Hence the expression after the expansion is:

$2{\mathrm{a}}_2+\left(6{\mathrm{a}}_3+{\mathrm{a}}_0\right){\mathrm{t}}^1+\left(12{\mathrm{a}}_4+{\mathrm{a}}_1\right){\mathrm{t}}^2+\left({\mathrm{a}}_2+20{\mathrm{a}}_5-\frac{{\mathrm{a}}_0}{3!}\right){\mathrm{t}}^3+…=0$

By equating the coefficients, we get,

$$\begin{gathered} 2{\mathrm{a}}_2=0→{\mathrm{a}}_2=0 \\ 6{\mathrm{a}}_3+{\mathrm{a}}_0=0→{\mathrm{a}}_3=-\frac{{\mathrm{a}}_0}{6} \\ 12{\mathrm{a}}_4+{\mathrm{a}}_1=0→{\mathrm{a}}_4=-\frac{{\mathrm{a}}_1}{12} \\ {\mathrm{a}}_2+20{\mathrm{a}}_5-\frac{{\mathrm{a}}_0}{6}=0→{\mathrm{a}}_5=\frac{{\mathrm{a}}_0}{120} \end{gathered}$$

The general solution was:

$\mathrm{y}\left(\mathrm{t}\right)=\underset{\mathrm{n}=0}{\overset{∞}{∑}}{\mathrm{a}}_{\mathrm{n}}{\mathrm{t}}^{\mathrm{n}}={\mathrm{a}}_0+{\mathrm{a}}_1\mathrm{t}+{\mathrm{a}}_2{\mathrm{t}}^2+{\mathrm{a}}_3{\mathrm{t}}^3+⋯$

Apply the initial condition and substitute the coefficient.

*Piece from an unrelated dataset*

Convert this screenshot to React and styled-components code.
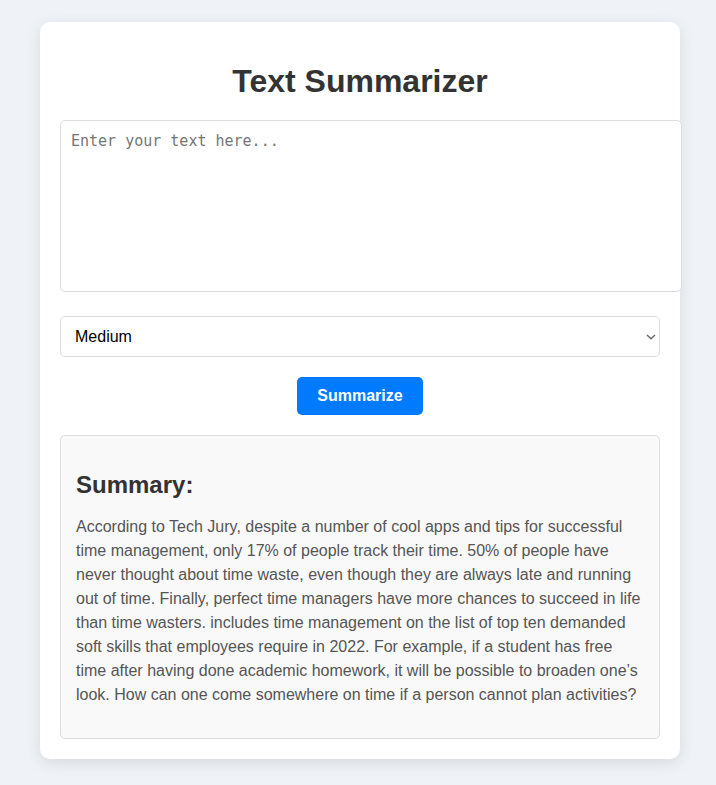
import React, { useState } from "react";
import styled, { createGlobalStyle } from "styled-components";

const GlobalStyle = createGlobalStyle`
  body {
    margin: 0;
    padding: 0;
    min-height: 100vh;
    background: #eff3f8;
    font-family: "Liberation Sans", Arial, sans-serif;
  }
`;

const Page = styled.div`
  padding: 22px 36px 26px 40px;
`;

const Card = styled.main`
  max-width: 600px;
  margin: 0 auto;
  padding: 20px;
  background: #fff;
  border-radius: 10px;
  box-shadow: 0 4px 15px rgba(0, 0, 0, 0.1);
`;

const Title = styled.h1`
  margin: 20px 0;
  font-size: 32px;
  line-height: 38px;
  text-align: center;
  color: #333;
`;

const TextInput = styled.textarea`
  display: block;
  width: 100%;
  height: 150px;
  margin: 0 0 24px;
  padding: 10px;
  border: 1px solid #ddd;
  border-radius: 5px;
  font-family: "DejaVu Sans Mono", monospace;
  font-size: 15px;
  line-height: 20px;
  resize: none;
`;

const SelectField = styled.div`
  display: grid;
  align-items: center;
  margin: 0 0 20px;

  > * {
    grid-area: 1 / 1;
  }
`;

const LengthSelect = styled.select`
  appearance: none;
  width: 100%;
  padding: 10px 24px 10px 14px;
  border: 1px solid #ddd;
  border-radius: 5px;
  background: #fff;
  color: #000;
  font-family: inherit;
  font-size: 16px;
  line-height: 19px;
`;

const Chevron = styled.svg`
  justify-self: end;
  margin-right: 4px;
  pointer-events: none;
`;

const SubmitButton = styled.button`
  display: block;
  margin: 0 auto 20px;
  padding: 10px 20px;
  border: 0;
  border-radius: 5px;
  background: #007bff;
  color: #fff;
  font-family: inherit;
  font-size: 16px;
  font-weight: bold;
  cursor: pointer;
`;

const SummaryPanel = styled.section`
  padding: 15px;
  border: 1px solid #ddd;
  border-radius: 5px;
  background: #f9f9f9;
`;

const SummaryTitle = styled.h2`
  margin: 20px 0 16px;
  font-size: 24px;
  line-height: 28px;
  color: #333;
`;

const SummaryText = styled.p`
  margin: 0 0 16px;
  font-size: 16px;
  line-height: 24px;
  color: #555;
`;

export default function App() {
  const [text, setText] = useState("");
  const [length, setLength] = useState("medium");

  return (
    <>
      <GlobalStyle />
      <Page>
        <Card>
          <Title>Text Summarizer</Title>
          <TextInput
            aria-label="Text to summarize"
            placeholder="Enter your text here..."
            value={text}
            onChange={(e) => setText(e.target.value)}
          />
          <SelectField>
            <LengthSelect
              aria-label="Summary length"
              value={length}
              onChange={(e) => setLength(e.target.value)}
            >
              <option value="short">Short</option>
              <option value="medium">Medium</option>
              <option value="long">Long</option>
            </LengthSelect>
            <Chevron width="10" height="6" viewBox="0 0 10 6" aria-hidden="true">
              <path
                d="M1 1L5 4.8L9 1"
                fill="none"
                stroke="#6b6b6b"
                strokeWidth="1.5"
              />
            </Chevron>
          </SelectField>
          <SubmitButton type="button">Summarize</SubmitButton>
          <SummaryPanel>
            <SummaryTitle>Summary:</SummaryTitle>
            <SummaryText>
              According to Tech Jury, despite a number of cool apps and tips for
              successful time management, only 17% of people track their time.
              50% of people have never thought about time waste, even though
              they are always late and running out of time. Finally, perfect
              time managers have more chances to succeed in life than time
              wasters. includes time management on the list of top ten demanded
              soft skills that employees require in 2022. For example, if a
              student has free time after having done academic homework, it will
              be possible to broaden one’s look. How can one come somewhere on
              time if a person cannot plan activities?
            </SummaryText>
          </SummaryPanel>
        </Card>
      </Page>
    </>
  );
}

$$\begin{gathered} \mathrm{Y}\left(\mathrm{t}\right)={\mathrm{a}}_0+{\mathrm{a}}_1\mathrm{t}+{\mathrm{a}}_2{\mathrm{t}}^2+{\mathrm{a}}_3{\mathrm{t}}^3+{\mathrm{a}}_4{\mathrm{t}}^4+{\mathrm{a}}_5{\mathrm{t}}^5… \\ \mathrm{Y}\left(\mathrm{t}\right)={\mathrm{a}}_0+{\mathrm{a}}_1\mathrm{t}-\frac{1}{6}{\mathrm{a}}_0{\mathrm{t}}^3-\frac{1}{12}{\mathrm{a}}_1{\mathrm{t}}^4+\frac{1}{120}{\mathrm{a}}_0{\mathrm{t}}^5+… \\ \mathrm{Y}\left(\mathrm{t}\right)=1-\frac{1}{6}{\mathrm{t}}^3+\frac{1}{120}{\mathrm{t}}^5+… \\ \mathrm{Y}\left(\mathrm{x}\right)=1-\frac{1}{6}(\mathrm{x}-\mathrm{π}{)}^3+\frac{1}{120}(\mathrm{x}-\mathrm{π}{)}^5+… \end{gathered}$$

Hence, the first four nonzero terms are$\mathrm{Y}\left(\mathrm{x}\right)=1-\frac{1}{6}(\mathrm{x}-\mathrm{π}{)}^3+\frac{1}{120}(\mathrm{x}-\mathrm{π}{)}^5+…$.